• COLLECTED DATA
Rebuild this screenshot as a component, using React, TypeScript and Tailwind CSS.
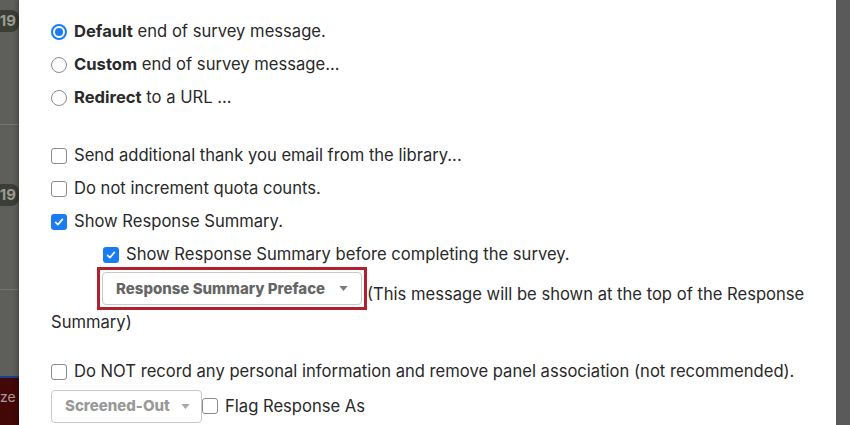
import React from 'react';

const Radio = ({ checked }: { checked?: boolean }) =>
  checked ? (
    <span className="flex h-[16px] w-[16px] shrink-0 items-center justify-center rounded-full border-2 border-[#1a7cf5] bg-white">
      <span className="h-[8px] w-[8px] rounded-full bg-[#1a7cf5]" />
    </span>
  ) : (
    <span className="h-[16px] w-[16px] shrink-0 rounded-full border border-[#8c8c8c] bg-white" />
  );

const Check = ({ checked }: { checked?: boolean }) =>
  checked ? (
    <span className="flex h-[16px] w-[16px] shrink-0 items-center justify-center rounded-[3px] bg-[#1a7cf5]">
      <svg viewBox="0 0 16 16" className="h-[12px] w-[12px]">
        <path d="M3.5 8.5 L6.5 11.5 L12.5 4.5" fill="none" stroke="white" strokeWidth="2.2" strokeLinecap="round" strokeLinejoin="round" />
      </svg>
    </span>
  ) : (
    <span className="h-[16px] w-[16px] shrink-0 rounded-[3px] border border-[#8c8c8c] bg-white" />
  );

const Caret = ({ color }: { color: string }) => (
  <svg viewBox="0 0 10 6" className="h-[5px] w-[9px]">
    <path d="M0 0 L10 0 L5 6 Z" fill={color} />
  </svg>
);

const SideStrip = () => (
  <div className="flex w-[19px] shrink-0 flex-col bg-[#5e5f5b] text-[15px] font-bold text-[#9a9b93]">
    <div className="h-[125px] border-b border-[#74756f] pt-[10px]">
      <span className="flex h-[22px] w-[19px] items-center justify-end rounded-r-[8px] bg-[#3b3e34] pr-[3px]">19</span>
    </div>
    <div className="h-[165px] border-b border-[#74756f] pt-[59px]">
      <span className="flex h-[22px] w-[19px] items-center justify-end rounded-r-[8px] bg-[#3b3e34] pr-[3px]">19</span>
    </div>
    <div className="h-[86px]" />
    <div className="h-[2px] bg-[#1d3f8a]" />
    <div className="flex-1 bg-[#420707] pt-[8px] text-[14px] font-normal text-[#a89a9a]">ze</div>
  </div>
);

export default function App() {
  return (
    <div className="flex h-[425px] w-[850px] overflow-hidden bg-[#5a5a5a] font-['Inter',sans-serif] text-[16.6px] text-[#2a2a2a]">
      <SideStrip />
      <div className="w-[817px] shrink-0 bg-white pl-[32px] pt-[15px] shadow-[-2px_0_4px_rgba(0,0,0,0.25)]">
        <div className="flex h-[33px] items-center gap-[7px]">
          <Radio checked />
          <span><b>Default</b> end of survey message.</span>
        </div>
        <div className="flex h-[33px] items-center gap-[7px]">
          <Radio />
          <span><b>Custom</b> end of survey message...</span>
        </div>
        <div className="flex h-[33px] items-center gap-[7px]">
          <Radio />
          <span><b>Redirect</b> to a URL ...</span>
        </div>

        <div className="mt-[25px] flex h-[33px] items-center gap-[7px]">
          <Check />
          <span>Send additional thank you email from the library...</span>
        </div>
        <div className="flex h-[33px] items-center gap-[7px]">
          <Check />
          <span>Do not increment quota counts.</span>
        </div>
        <div className="flex h-[33px] items-center gap-[7px]">
          <Check checked />
          <span>Show Response Summary.</span>
        </div>
        <div className="ml-[52px] flex h-[33px] items-center gap-[7px]">
          <Check checked />
          <span>Show Response Summary before completing the survey.</span>
        </div>

        <p className="-mt-[4px] pr-[20px] leading-[24px]">
          <span className="ml-[46px] inline-block border-[3px] border-[#b1202f] p-[2px] align-[6px]">
            <span className="flex h-[33px] w-[260px] items-center justify-between rounded-[4px] border border-[#c9c9c9] bg-white pl-[13px] pr-[13px] text-[15px] font-extrabold text-[#666666]">
              Response Summary Preface
              <Caret color="#7a7a7a" />
            </span>
          </span>
          (This message will be shown at the top of the Response Summary)
        </p>

        <div className="mt-[21px] flex h-[33px] items-center gap-[7px]">
          <Check />
          <span>Do NOT record any personal information and remove panel association (not recommended).</span>
        </div>
        <div className="mt-[2px] flex items-center gap-[7px]">
          <span className="flex h-[33px] w-[151px] items-center justify-between rounded-[4px] border border-[#c9c9c9] bg-white pl-[13px] pr-[11px] text-[15px] font-extrabold text-[#999999]">
            Screened-Out
            <Caret color="#a8a8a8" />
          </span>
          <span className="-ml-[7px] flex items-center gap-[7px]">
            <Check />
            <span>Flag Response As</span>
          </span>
        </div>
      </div>
    </div>
  );
}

• WORK TO COMPLETE
Identify each line containing the string "React" and copy it out.

• WORKED SOLUTION
Rebuild this screenshot as a component, using React, TypeScript and Tailwind CSS.
import React from 'react';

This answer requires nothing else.